Generally, these requests are handled by unanimous consent. Otherwise, a majority vote would grant the request.

Demeter's Manual of Parliamentary Law and Procedure states that requests for any unallowable purpose need unanimous consent, and a single objection defeats consent, unless the organization's laws or the assembly's usual practices allow otherwise. An example might be a request to have a nonmember address the body. In addition, Demeter states:
To prevent delays which can arise out of such requests, but yet to give ear to meritorious ones, sagacious and alert members can rise and say: "Mr. Chairman, reserving the right to object, for what purpose does he want the floor," or "What will Mr. X discuss?" He is thus qualified to object if the purpose is not meritorious.

== Request to be excused from a duty ==

A request to be excused from a duty is used when a member of a deliberative assembly wishes to be excused from attending a certain number of meetings, preparing talks or papers, serving on committees, or any other duties that may be imposed on the member. It could also be called a resignation and could be from an officer position or even from the organization itself.

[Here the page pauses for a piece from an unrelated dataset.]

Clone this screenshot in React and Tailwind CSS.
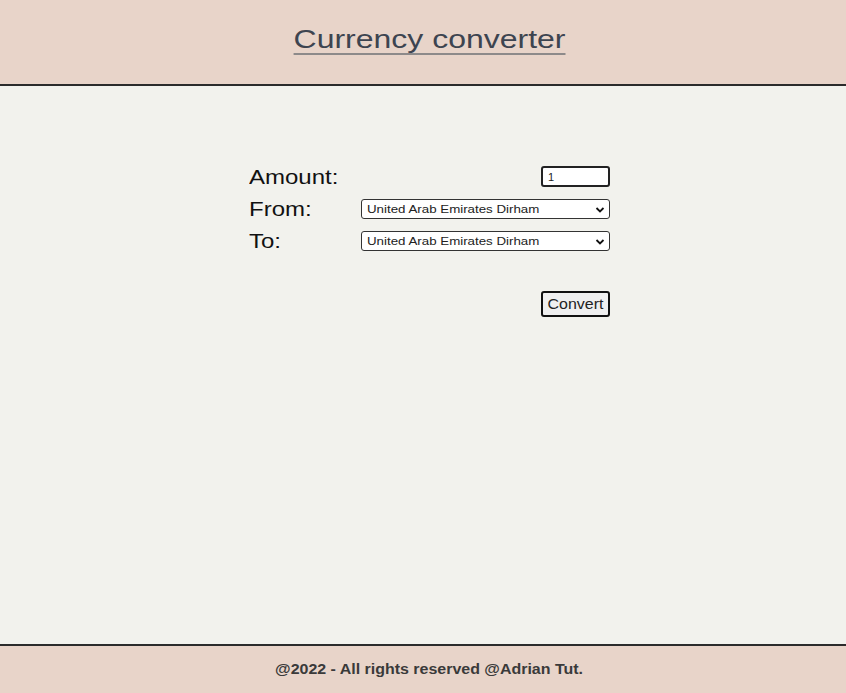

A non-compulsory duty can be declined at the time the member is named to it (or first learns of it) but if the member remains silent, that member is regarded as accepting it. At that point, if the member is unable or unwilling to discharge the duty, that person generally submits a resignation in writing to the secretary or appointing power, and the chair assumes a motion that the resignation be accepted. Unlike the other requests and inquiries, this motion is debatable and amendable. The member should not abandon the duties until the resignation has been accepted or there has been a reasonable opportunity for it to be accepted.

Sometimes a member wants to withdraw the resignation. This could be done at any time before the resignation is placed before the accepting body. After it is placed before the assembly, it can only be withdrawn by the consent of that body.

A majority vote is required to accept the request, although it is usually accepted by unanimous consent.